Copy the listing below in full and skip every picture.

## begin DATA EXCERPT

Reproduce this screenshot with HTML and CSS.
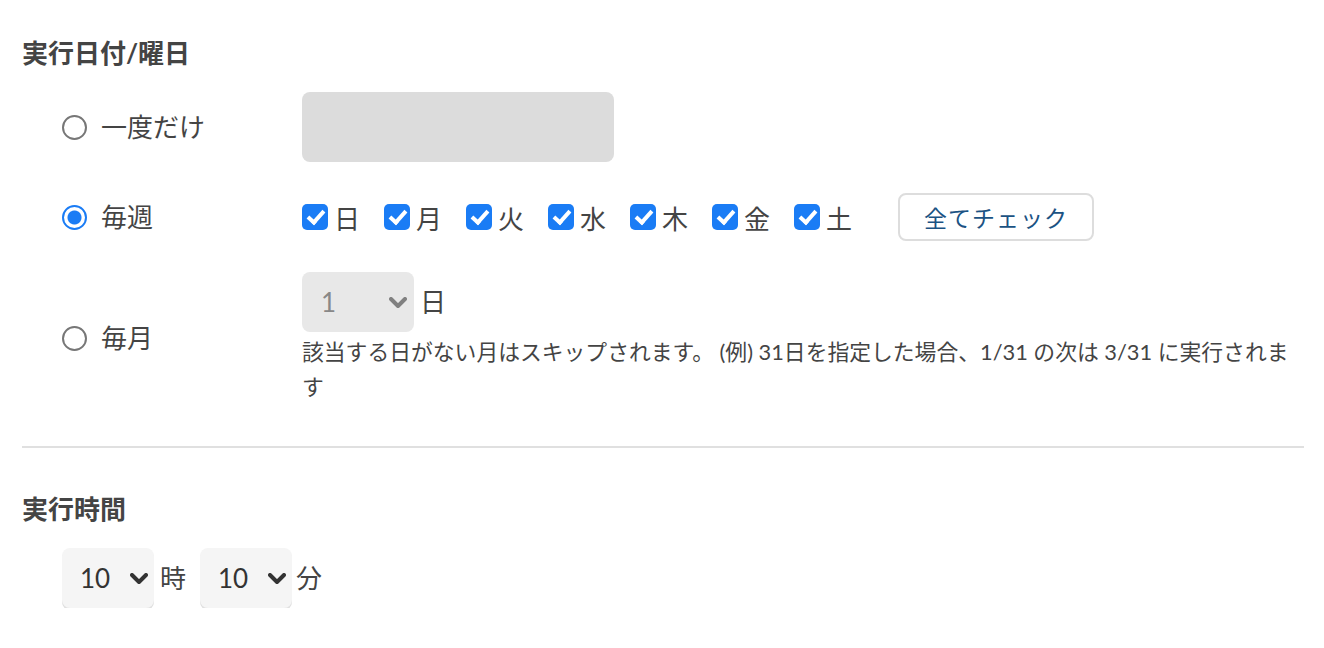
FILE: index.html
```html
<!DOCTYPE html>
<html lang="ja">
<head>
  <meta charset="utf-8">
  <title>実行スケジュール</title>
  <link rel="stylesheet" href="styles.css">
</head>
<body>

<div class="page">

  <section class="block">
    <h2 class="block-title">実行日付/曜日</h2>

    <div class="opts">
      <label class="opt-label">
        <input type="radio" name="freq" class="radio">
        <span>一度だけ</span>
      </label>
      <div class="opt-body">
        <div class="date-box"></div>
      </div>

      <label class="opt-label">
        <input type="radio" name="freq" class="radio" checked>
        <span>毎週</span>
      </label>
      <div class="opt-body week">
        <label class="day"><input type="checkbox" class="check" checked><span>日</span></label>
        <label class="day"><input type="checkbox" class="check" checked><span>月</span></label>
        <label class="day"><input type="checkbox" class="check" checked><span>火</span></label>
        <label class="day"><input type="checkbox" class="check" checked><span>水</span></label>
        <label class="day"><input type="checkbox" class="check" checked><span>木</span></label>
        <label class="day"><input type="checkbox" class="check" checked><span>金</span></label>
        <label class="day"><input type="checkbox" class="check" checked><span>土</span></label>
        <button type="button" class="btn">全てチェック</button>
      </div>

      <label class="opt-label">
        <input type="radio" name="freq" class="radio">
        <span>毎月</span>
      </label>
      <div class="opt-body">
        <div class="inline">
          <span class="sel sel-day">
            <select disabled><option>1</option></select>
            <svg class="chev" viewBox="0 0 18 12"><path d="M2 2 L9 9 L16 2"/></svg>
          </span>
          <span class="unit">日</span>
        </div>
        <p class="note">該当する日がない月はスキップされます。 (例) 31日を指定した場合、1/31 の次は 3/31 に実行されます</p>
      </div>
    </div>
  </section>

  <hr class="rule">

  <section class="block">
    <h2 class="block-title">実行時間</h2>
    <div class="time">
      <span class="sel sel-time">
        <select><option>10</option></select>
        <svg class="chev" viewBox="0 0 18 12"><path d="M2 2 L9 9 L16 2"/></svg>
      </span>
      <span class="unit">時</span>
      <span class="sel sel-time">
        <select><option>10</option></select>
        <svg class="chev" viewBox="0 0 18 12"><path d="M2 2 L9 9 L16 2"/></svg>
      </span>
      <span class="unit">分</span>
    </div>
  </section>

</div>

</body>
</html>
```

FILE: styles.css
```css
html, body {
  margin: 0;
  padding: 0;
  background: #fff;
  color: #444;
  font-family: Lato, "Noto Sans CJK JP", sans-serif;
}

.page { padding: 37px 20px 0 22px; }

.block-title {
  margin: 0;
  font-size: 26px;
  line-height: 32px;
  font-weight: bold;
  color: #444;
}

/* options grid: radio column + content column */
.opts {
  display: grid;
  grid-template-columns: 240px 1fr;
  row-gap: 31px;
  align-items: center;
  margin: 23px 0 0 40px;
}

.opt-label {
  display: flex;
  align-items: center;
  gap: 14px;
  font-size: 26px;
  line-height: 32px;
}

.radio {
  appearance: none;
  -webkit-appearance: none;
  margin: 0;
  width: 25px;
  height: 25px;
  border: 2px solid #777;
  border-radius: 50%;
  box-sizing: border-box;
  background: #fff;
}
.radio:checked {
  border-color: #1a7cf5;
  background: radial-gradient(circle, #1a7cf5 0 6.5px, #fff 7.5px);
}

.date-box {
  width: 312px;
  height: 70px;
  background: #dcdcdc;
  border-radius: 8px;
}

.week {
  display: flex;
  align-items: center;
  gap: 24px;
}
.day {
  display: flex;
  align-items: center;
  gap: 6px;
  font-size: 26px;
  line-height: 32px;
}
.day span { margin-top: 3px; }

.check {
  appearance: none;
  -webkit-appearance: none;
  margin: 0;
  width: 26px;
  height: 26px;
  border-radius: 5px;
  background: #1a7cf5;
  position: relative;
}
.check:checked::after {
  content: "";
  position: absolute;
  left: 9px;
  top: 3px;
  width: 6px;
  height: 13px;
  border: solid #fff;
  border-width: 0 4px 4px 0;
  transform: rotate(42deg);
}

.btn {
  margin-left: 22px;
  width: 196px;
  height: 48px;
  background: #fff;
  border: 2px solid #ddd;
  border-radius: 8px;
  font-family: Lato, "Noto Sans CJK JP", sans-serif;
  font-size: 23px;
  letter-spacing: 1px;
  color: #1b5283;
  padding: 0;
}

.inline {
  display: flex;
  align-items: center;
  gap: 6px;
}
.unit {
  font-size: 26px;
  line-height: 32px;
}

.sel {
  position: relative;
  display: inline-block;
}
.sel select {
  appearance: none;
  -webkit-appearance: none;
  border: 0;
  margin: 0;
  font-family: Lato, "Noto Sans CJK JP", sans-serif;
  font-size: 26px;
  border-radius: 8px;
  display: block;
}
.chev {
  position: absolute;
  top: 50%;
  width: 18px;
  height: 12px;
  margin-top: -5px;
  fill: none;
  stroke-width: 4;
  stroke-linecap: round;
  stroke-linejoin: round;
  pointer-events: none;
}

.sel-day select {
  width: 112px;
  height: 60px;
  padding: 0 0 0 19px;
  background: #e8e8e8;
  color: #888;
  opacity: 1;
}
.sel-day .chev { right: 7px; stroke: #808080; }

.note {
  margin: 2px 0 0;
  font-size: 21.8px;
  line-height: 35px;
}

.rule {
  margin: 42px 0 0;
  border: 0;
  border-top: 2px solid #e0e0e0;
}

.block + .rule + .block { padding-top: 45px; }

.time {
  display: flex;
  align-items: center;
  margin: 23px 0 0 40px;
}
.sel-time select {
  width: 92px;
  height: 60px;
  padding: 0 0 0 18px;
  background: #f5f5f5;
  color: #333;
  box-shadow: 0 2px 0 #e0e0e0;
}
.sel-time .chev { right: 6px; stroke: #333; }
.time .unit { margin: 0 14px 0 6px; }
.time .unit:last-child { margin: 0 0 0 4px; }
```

## end DATA EXCERPT

● WRITTEN SOLUTION:
Reproduce this screenshot with HTML and CSS.
FILE: index.html
```html
<!DOCTYPE html>
<html lang="ja">
<head>
  <meta charset="utf-8">
  <title>実行スケジュール</title>
  <link rel="stylesheet" href="styles.css">
</head>
<body>

<div class="page">

  <section class="block">
    <h2 class="block-title">実行日付/曜日</h2>

    <div class="opts">
      <label class="opt-label">
        <input type="radio" name="freq" class="radio">
        <span>一度だけ</span>
      </label>
      <div class="opt-body">
        <div class="date-box"></div>
      </div>

      <label class="opt-label">
        <input type="radio" name="freq" class="radio" checked>
        <span>毎週</span>
      </label>
      <div class="opt-body week">
        <label class="day"><input type="checkbox" class="check" checked><span>日</span></label>
        <label class="day"><input type="checkbox" class="check" checked><span>月</span></label>
        <label class="day"><input type="checkbox" class="check" checked><span>火</span></label>
        <label class="day"><input type="checkbox" class="check" checked><span>水</span></label>
        <label class="day"><input type="checkbox" class="check" checked><span>木</span></label>
        <label class="day"><input type="checkbox" class="check" checked><span>金</span></label>
        <label class="day"><input type="checkbox" class="check" checked><span>土</span></label>
        <button type="button" class="btn">全てチェック</button>
      </div>

      <label class="opt-label">
        <input type="radio" name="freq" class="radio">
        <span>毎月</span>
      </label>
      <div class="opt-body">
        <div class="inline">
          <span class="sel sel-day">
            <select disabled><option>1</option></select>
            <svg class="chev" viewBox="0 0 18 12"><path d="M2 2 L9 9 L16 2"/></svg>
          </span>
          <span class="unit">日</span>
        </div>
        <p class="note">該当する日がない月はスキップされます。 (例) 31日を指定した場合、1/31 の次は 3/31 に実行されます</p>
      </div>
    </div>
  </section>

  <hr class="rule">

  <section class="block">
    <h2 class="block-title">実行時間</h2>
    <div class="time">
      <span class="sel sel-time">
        <select><option>10</option></select>
        <svg class="chev" viewBox="0 0 18 12"><path d="M2 2 L9 9 L16 2"/></svg>
      </span>
      <span class="unit">時</span>
      <span class="sel sel-time">
        <select><option>10</option></select>
        <svg class="chev" viewBox="0 0 18 12"><path d="M2 2 L9 9 L16 2"/></svg>
      </span>
      <span class="unit">分</span>
    </div>
  </section>

</div>

</body>
</html>
```

FILE: styles.css
```css
html, body {
  margin: 0;
  padding: 0;
  background: #fff;
  color: #444;
  font-family: Lato, "Noto Sans CJK JP", sans-serif;
}

.page { padding: 37px 20px 0 22px; }

.block-title {
  margin: 0;
  font-size: 26px;
  line-height: 32px;
  font-weight: bold;
  color: #444;
}

/* options grid: radio column + content column */
.opts {
  display: grid;
  grid-template-columns: 240px 1fr;
  row-gap: 31px;
  align-items: center;
  margin: 23px 0 0 40px;
}

.opt-label {
  display: flex;
  align-items: center;
  gap: 14px;
  font-size: 26px;
  line-height: 32px;
}

.radio {
  appearance: none;
  -webkit-appearance: none;
  margin: 0;
  width: 25px;
  height: 25px;
  border: 2px solid #777;
  border-radius: 50%;
  box-sizing: border-box;
  background: #fff;
}
.radio:checked {
  border-color: #1a7cf5;
  background: radial-gradient(circle, #1a7cf5 0 6.5px, #fff 7.5px);
}

.date-box {
  width: 312px;
  height: 70px;
  background: #dcdcdc;
  border-radius: 8px;
}

.week {
  display: flex;
  align-items: center;
  gap: 24px;
}
.day {
  display: flex;
  align-items: center;
  gap: 6px;
  font-size: 26px;
  line-height: 32px;
}
.day span { margin-top: 3px; }

.check {
  appearance: none;
  -webkit-appearance: none;
  margin: 0;
  width: 26px;
  height: 26px;
  border-radius: 5px;
  background: #1a7cf5;
  position: relative;
}
.check:checked::after {
  content: "";
  position: absolute;
  left: 9px;
  top: 3px;
  width: 6px;
  height: 13px;
  border: solid #fff;
  border-width: 0 4px 4px 0;
  transform: rotate(42deg);
}

.btn {
  margin-left: 22px;
  width: 196px;
  height: 48px;
  background: #fff;
  border: 2px solid #ddd;
  border-radius: 8px;
  font-family: Lato, "Noto Sans CJK JP", sans-serif;
  font-size: 23px;
  letter-spacing: 1px;
  color: #1b5283;
  padding: 0;
}

.inline {
  display: flex;
  align-items: center;
  gap: 6px;
}
.unit {
  font-size: 26px;
  line-height: 32px;
}

.sel {
  position: relative;
  display: inline-block;
}
.sel select {
  appearance: none;
  -webkit-appearance: none;
  border: 0;
  margin: 0;
  font-family: Lato, "Noto Sans CJK JP", sans-serif;
  font-size: 26px;
  border-radius: 8px;
  display: block;
}
.chev {
  position: absolute;
  top: 50%;
  width: 18px;
  height: 12px;
  margin-top: -5px;
  fill: none;
  stroke-width: 4;
  stroke-linecap: round;
  stroke-linejoin: round;
  pointer-events: none;
}

.sel-day select {
  width: 112px;
  height: 60px;
  padding: 0 0 0 19px;
  background: #e8e8e8;
  color: #888;
  opacity: 1;
}
.sel-day .chev { right: 7px; stroke: #808080; }

.note {
  margin: 2px 0 0;
  font-size: 21.8px;
  line-height: 35px;
}

.rule {
  margin: 42px 0 0;
  border: 0;
  border-top: 2px solid #e0e0e0;
}

.block + .rule + .block { padding-top: 45px; }

.time {
  display: flex;
  align-items: center;
  margin: 23px 0 0 40px;
}
.sel-time select {
  width: 92px;
  height: 60px;
  padding: 0 0 0 18px;
  background: #f5f5f5;
  color: #333;
  box-shadow: 0 2px 0 #e0e0e0;
}
.sel-time .chev { right: 6px; stroke: #333; }
.time .unit { margin: 0 14px 0 6px; }
.time .unit:last-child { margin: 0 0 0 4px; }
```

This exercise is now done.